━━━ Data segment

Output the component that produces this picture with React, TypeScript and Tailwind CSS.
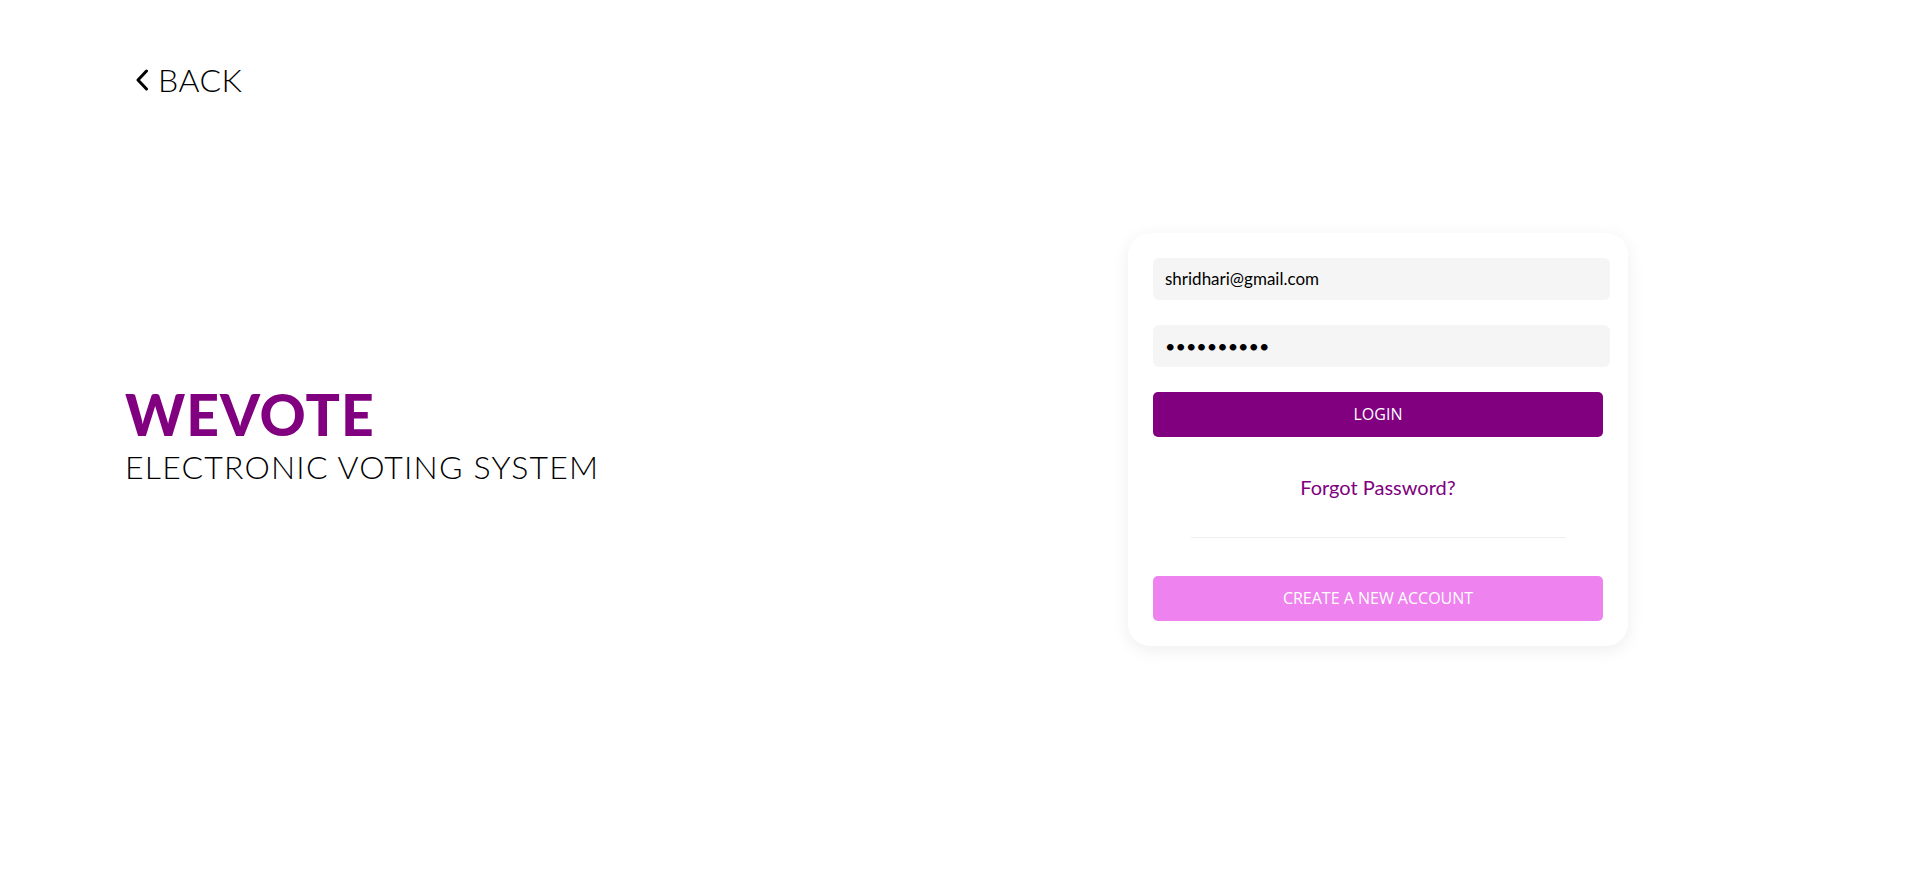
import React from 'react';

// Login page — WeVote electronic voting system

const PURPLE = '#800080';

function BackLink() {
  return (
    <a href="#" className="flex items-center gap-[9px] text-black no-underline">
      <svg width="14" height="22" viewBox="0 0 14 22" fill="none" className="shrink-0">
        <path d="M11.5 2 L3 11 L11.5 20" stroke="#000" strokeWidth="3" strokeLinecap="round" strokeLinejoin="round" />
      </svg>
      <span className="text-[32px] font-light leading-none tracking-[0.5px]">BACK</span>
    </a>
  );
}

function LoginCard() {
  return (
    <div className="w-[500px] rounded-[22px] bg-white px-[25px] py-[25px] shadow-[0_4px_18px_rgba(0,0,0,0.07)]">
      <input
        type="email"
        readOnly
        value="shridhari@gmail.com"
        className="block h-[42px] w-[457px] rounded-[6px] bg-[#f5f5f5] px-[12px] text-[17px] text-black outline-none"
      />
      <input
        type="password"
        readOnly
        value="1234567890"
        className="mt-[25px] block h-[42px] w-[457px] rounded-[6px] bg-[#f5f5f5] px-[12px] text-[18px] text-black outline-none"
      />
      <button
        type="button"
        className="mt-[25px] block h-[45px] w-[450px] rounded-[5px] bg-[#800080] text-[16px] text-white"
        style={{ fontFamily: '"Open Sans", sans-serif' }}
      >
        LOGIN
      </button>
      <div className="mt-[38px] text-center text-[20px] leading-[24px] text-[#800080]">
        <a href="#" className="no-underline" style={{ color: PURPLE }}>Forgot Password?</a>
      </div>
      <div className="mx-auto mt-[38px] h-px w-[375px] bg-[#eeeeee]" />
      <button
        type="button"
        className="mt-[38px] block h-[45px] w-[450px] rounded-[5px] bg-[#ee82ee] text-[16px] text-white"
        style={{ fontFamily: '"Open Sans", sans-serif' }}
      >
        CREATE A NEW ACCOUNT
      </button>
    </div>
  );
}

export default function App() {
  return (
    <div
      className="grid h-screen grid-rows-[160px_1fr_160px] bg-white"
      style={{ fontFamily: 'Lato, "Open Sans", sans-serif' }}
    >
      <header className="pl-[135px] pt-[64px]">
        <BackLink />
      </header>

      <main className="flex items-center justify-between pl-[125px] pr-[292px]">
        <div className="pb-[10px]">
          <h1 className="text-[57px] font-black leading-none tracking-[1px] text-[#800080]">WEVOTE</h1>
          <p className="mt-[8px] text-[32px] font-light leading-none tracking-[1.2px] text-black">ELECTRONIC VOTING SYSTEM</p>
        </div>
        <LoginCard />
      </main>

      <div />
    </div>
  );
}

━━━━━━

Wherever the word "React" occurs in a line of the listing, copy that line.

Output the component that produces this picture with React, TypeScript and Tailwind CSS.
import React from 'react';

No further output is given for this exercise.